■ **WHAT IS REQUIRED**
Check each line of the records below and collect those holding "this".

■ **LISTING**
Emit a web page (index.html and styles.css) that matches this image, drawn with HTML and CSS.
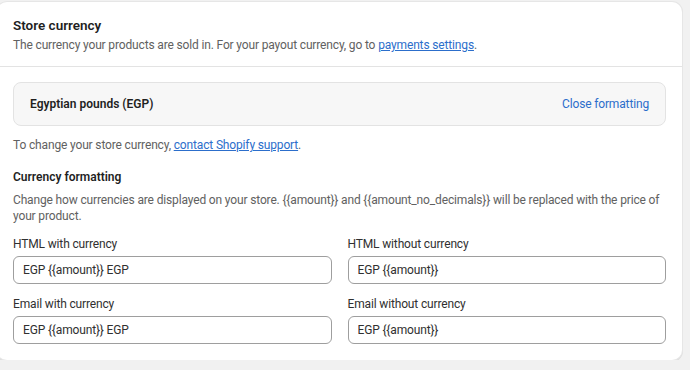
FILE: index.html
```html
<!DOCTYPE html>
<html lang="en">
<head>
    <meta charset="UTF-8">
    <title>Store currency</title>
    <link rel="stylesheet" href="styles.css">
</head>
<body>
    <div class="card">
        <div class="card-header">
            <h2>Store currency</h2>
            <p class="muted">The currency your products are sold in. For your payout currency, go to <a href="#">payments settings</a>.</p>
        </div>

        <div class="card-body">
            <div class="currency-box">
                <span class="currency-name">Egyptian pounds (EGP)</span>
                <a href="#" class="plain-link">Close formatting</a>
            </div>

            <p class="muted change-note">To change your store currency, <a href="#">contact Shopify support</a>.</p>

            <h3>Currency formatting</h3>
            <p class="muted">Change how currencies are displayed on your store. {{amount}} and {{amount_no_decimals}} will be replaced with the price of your product.</p>

            <div class="format-grid">
                <div class="field">
                    <label for="html-with">HTML with currency</label>
                    <input type="text" id="html-with" value="EGP {{amount}} EGP">
                </div>
                <div class="field">
                    <label for="html-without">HTML without currency</label>
                    <input type="text" id="html-without" value="EGP {{amount}}">
                </div>
                <div class="field">
                    <label for="email-with">Email with currency</label>
                    <input type="text" id="email-with" value="EGP {{amount}} EGP">
                </div>
                <div class="field">
                    <label for="email-without">Email without currency</label>
                    <input type="text" id="email-without" value="EGP {{amount}}">
                </div>
            </div>
        </div>
    </div>
</body>
</html>
```

FILE: styles.css
```css
body {
    margin: 0;
    padding: 2px 0 0 0;
    background-color: #f1f1f1;
    font-family: Roboto, "Liberation Sans", sans-serif;
    font-size: 12px;
    letter-spacing: -0.15px;
    color: #303030;
}

.card {
    width: 685px;
    margin-left: -3px;
    box-sizing: border-box;
    background-color: #ffffff;
    border-radius: 10px;
    box-shadow: 0 0 0 1px #e6e6e6, 0 1px 0 1px #dcdcdc;
}

.card-header {
    padding: 13px 16px 13px 16px;
    border-bottom: 1px solid #e3e3e3;
}

h2 {
    margin: 0 0 2px 0;
    font-size: 13.5px;
    font-weight: 600;
    line-height: 20px;
    letter-spacing: 0;
    color: #1f1f1f;
}

h3 {
    margin: 14px 0 5px 0;
    font-size: 12px;
    font-weight: 600;
    line-height: 20px;
    letter-spacing: 0;
    color: #1f1f1f;
}

p {
    margin: 0;
    line-height: 16px;
}

.muted {
    color: #616161;
}

a {
    color: #2c6ecb;
    text-decoration: underline;
}

.plain-link {
    text-decoration: none;
}

.card-body {
    padding: 15px 16px 16px 16px;
}

.currency-box {
    display: flex;
    justify-content: space-between;
    align-items: center;
    height: 44px;
    box-sizing: border-box;
    padding: 0 16px 0 16px;
    background-color: #f7f7f7;
    border: 1px solid #e3e3e3;
    border-radius: 8px;
}

.currency-name {
    font-weight: 600;
    letter-spacing: 0;
    color: #1f1f1f;
}

.change-note {
    margin-top: 11px;
}

.format-grid {
    display: grid;
    grid-template-columns: 1fr 1fr;
    column-gap: 16px;
    row-gap: 12px;
    margin-top: 12px;
}

.field label {
    display: block;
    margin-bottom: 4px;
    line-height: 16px;
    color: #303030;
}

.field input {
    display: block;
    width: 100%;
    height: 28px;
    box-sizing: border-box;
    padding: 0 9px;
    border: 1px solid #9e9e9e;
    border-radius: 6px;
    font-family: inherit;
    font-size: 12px;
    letter-spacing: -0.15px;
    color: #303030;
    background-color: #ffffff;
}
```
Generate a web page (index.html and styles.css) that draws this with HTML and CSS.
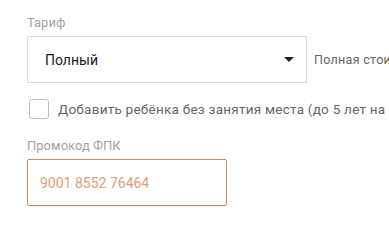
FILE: index.html
```html
<!DOCTYPE html>
<html lang="ru">
<head>
  <meta charset="UTF-8">
  <title>Тариф</title>
  <link rel="stylesheet" href="styles.css">
</head>
<body>
  <div class="form">
    <!-- Tariff select -->
    <div class="field">
      <div class="label">Тариф</div>
      <div class="row">
        <div class="select">
          <span>Полный</span>
          <span class="caret"></span>
        </div>
        <div class="hint">Полная стоимость билета</div>
      </div>
    </div>

    <!-- Child checkbox -->
    <label class="check">
      <span class="box"></span>
      <span class="check-text">Добавить ребёнка без занятия места (до 5 лет на руках)</span>
    </label>

    <!-- Promo code -->
    <div class="field">
      <div class="label">Промокод ФПК</div>
      <div class="promo">9001 8552 76464</div>
    </div>
  </div>
</body>
</html>
```

FILE: styles.css
```css
:root {
  --color-label: #a3a3a3;
  --color-border: #dadada;
  --color-text: #1a1a1a;
  --color-muted: #666;
  --color-promo: #d08658;
  --color-promo-text: #e09c7c;
}
* { box-sizing: border-box; margin: 0; padding: 0; }
body {
  font-family: "Roboto", "Noto Sans", sans-serif;
  background: #fff;
  color: var(--color-text);
  overflow: hidden;
}
.form { padding: 15px 0 0 27px; width: 600px; }

.label { font-size: 13px; color: var(--color-label); line-height: 16px; margin-bottom: 5px; }

.row { display: flex; align-items: center; gap: 7px; }
.select {
  width: 280px; height: 47px;
  border: 1px solid var(--color-border);
  display: flex; align-items: center; justify-content: space-between;
  padding: 0 12px 0 17px;
  font-size: 14px;
}
.caret {
  width: 0; height: 0;
  border-left: 5px solid transparent;
  border-right: 5px solid transparent;
  border-top: 5px solid #222;
}
.hint { font-size: 12.5px; letter-spacing: 0.3px; color: var(--color-muted); white-space: nowrap; }

.check { display: flex; align-items: center; gap: 9px; margin: 16px 0 19px 2px; }
.box {
  width: 20px; height: 20px; flex: none;
  border: 1px solid #bdbdbd; border-radius: 3px;
}
.check-text { font-size: 13.5px; letter-spacing: 0.25px; color: var(--color-muted); white-space: nowrap; }

.promo {
  width: 200px; height: 47px;
  border: 1px solid var(--color-promo); border-radius: 2px;
  display: flex; align-items: center;
  padding-left: 12px;
  font-size: 14px; color: var(--color-promo-text);
}
```
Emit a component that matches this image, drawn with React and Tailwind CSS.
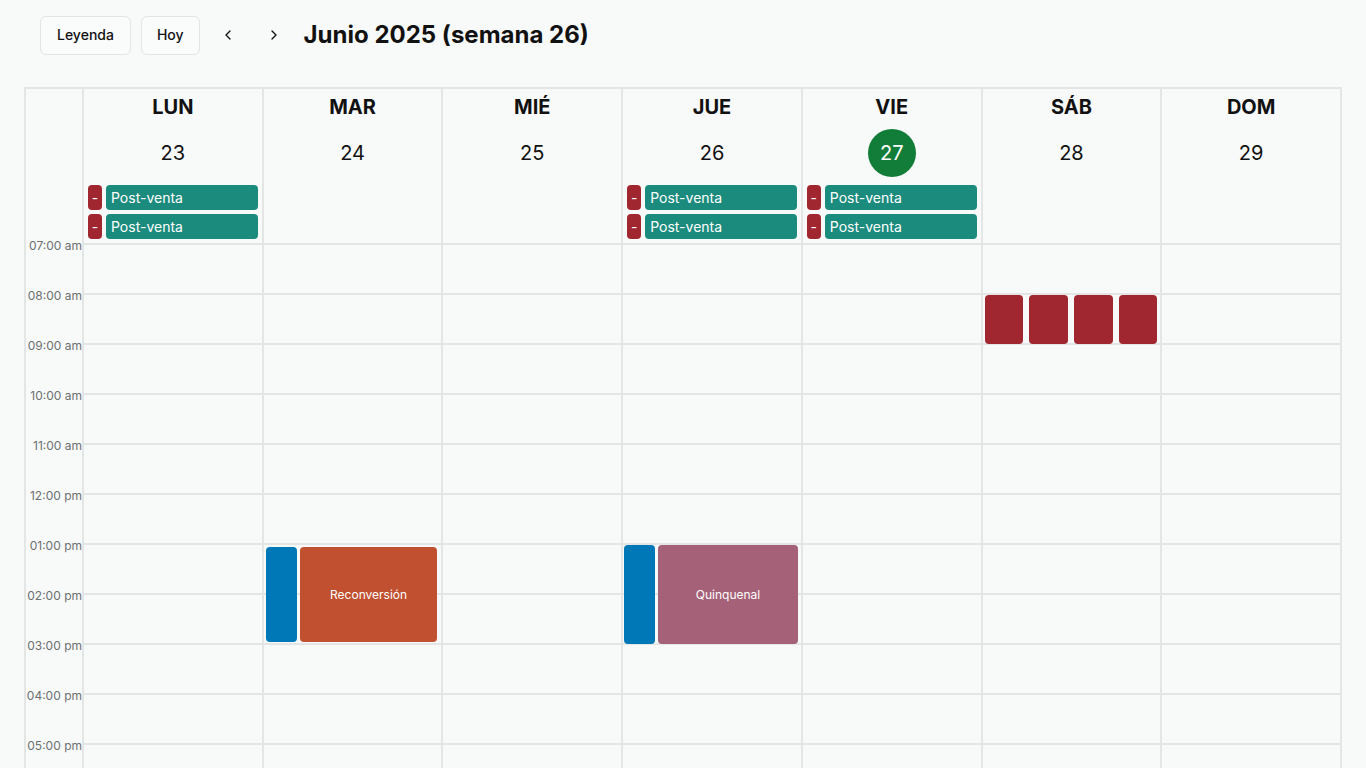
import React from 'react';
import { ChevronLeft, ChevronRight } from 'lucide-react';

const days = [
  { name: 'LUN', date: 23, allDay: 2 },
  { name: 'MAR', date: 24, allDay: 0 },
  { name: 'MIÉ', date: 25, allDay: 0 },
  { name: 'JUE', date: 26, allDay: 2 },
  { name: 'VIE', date: 27, allDay: 2, today: true },
  { name: 'SÁB', date: 28, allDay: 0 },
  { name: 'DOM', date: 29, allDay: 0 }
];

const hours = [
  '07:00 am', '08:00 am', '09:00 am', '10:00 am', '11:00 am', '12:00 pm',
  '01:00 pm', '02:00 pm', '03:00 pm', '04:00 pm', '05:00 pm'
];

const AllDayEvent = () => (
  <div className="flex gap-1 h-[25px]">
    <div className="w-[14px] rounded bg-[#a0262f] text-white text-sm flex items-center justify-center">-</div>
    <div className="flex-1 rounded bg-[#1b8b7d] text-white text-sm flex items-center pl-[5px]">Post-venta</div>
  </div>
);

const TimedEvents = ({ index }) => {
  if (index === 1) {
    return (
      <>
        <div className="absolute top-[304px] left-[2px] w-[31px] h-[95px] rounded bg-[#0077b6]" />
        <div className="absolute top-[304px] left-[36px] right-[4px] h-[95px] rounded bg-[#c0502f] text-white text-xs flex items-center justify-center">
          Reconversión
        </div>
      </>
    );
  }
  if (index === 3) {
    return (
      <>
        <div className="absolute top-[302px] left-[1px] w-[31px] h-[99px] rounded bg-[#0077b6]" />
        <div className="absolute top-[302px] left-[35px] right-[3px] h-[99px] rounded bg-[#a56177] text-white text-xs flex items-center justify-center">
          Quinquenal
        </div>
      </>
    );
  }
  if (index === 5) {
    return (
      <div className="absolute top-[52px] left-[2px] right-[3px] h-[49px] flex gap-[6px]">
        <div className="flex-1 rounded bg-[#a0262f]" />
        <div className="flex-1 rounded bg-[#a0262f]" />
        <div className="flex-1 rounded bg-[#a0262f]" />
        <div className="flex-1 rounded bg-[#a0262f]" />
      </div>
    );
  }
  return null;
};

export default function App() {
  return (
    <div className="h-screen overflow-hidden bg-[#f8f9f9] font-['Inter',sans-serif] text-[#111]">
      <div className="flex items-center gap-[10px] pl-10 pt-[15px] h-[55px]">
        <button type="button" className="h-[39px] px-4 rounded-md border border-[#e3e4e4] bg-[#fafbfb] text-sm font-medium">
          Leyenda
        </button>
        <button type="button" className="h-[39px] px-[15px] rounded-md border border-[#e3e4e4] bg-[#fafbfb] text-sm font-medium">
          Hoy
        </button>
        <button type="button" className="h-[39px] w-[36px] flex items-center justify-center" aria-label="Anterior">
          <ChevronLeft size={16} strokeWidth={2} />
        </button>
        <button type="button" className="h-[39px] w-[36px] flex items-center justify-center" aria-label="Siguiente">
          <ChevronRight size={16} strokeWidth={2} />
        </button>
        <h1 className="ml-[2px] text-2xl font-bold">Junio 2025 (semana 26)</h1>
      </div>

      <div className="mx-6 mt-8 border-t-2 border-x-2 border-[#e4e6e6] grid grid-cols-[56px_repeat(7,1fr)]">
        <div>
          <div className="h-[154px]" />
          {hours.map((h) => (
            <div key={h} className="h-[50px] flex flex-col">
              <div className="-mt-[5px] text-right text-xs leading-4 text-[#6b7070]">{h}</div>
            </div>
          ))}
        </div>

        {days.map((d, i) => (
          <div key={d.name} className="border-l-2 border-[#e4e6e6]">
            <div className="h-[154px] pt-1 px-1 flex flex-col">
              <div className="h-7 text-xl font-bold text-center leading-7">{d.name}</div>
              <div className="mt-2 h-12 flex items-center justify-center">
                {d.today ? (
                  <div className="w-12 h-12 rounded-full bg-[#127d38] text-white text-xl flex items-center justify-center">
                    {d.date}
                  </div>
                ) : (
                  <span className="text-xl">{d.date}</span>
                )}
              </div>
              {d.allDay > 0 && (
                <div className="mt-2 flex flex-col gap-1">
                  <AllDayEvent />
                  <AllDayEvent />
                </div>
              )}
            </div>
            <div className="relative">
              {hours.map((h) => (
                <div key={h} className="h-[50px] border-t-2 border-[#e4e6e6]" />
              ))}
              <TimedEvents index={i} />
            </div>
          </div>
        ))}
      </div>
    </div>
  );
}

■ **PROBLEM SOLUTION**
Emit a web page (index.html and styles.css) that matches this image, drawn with HTML and CSS.
Generate a web page (index.html and styles.css) that draws this with HTML and CSS.
Emit a component that matches this image, drawn with React and Tailwind CSS.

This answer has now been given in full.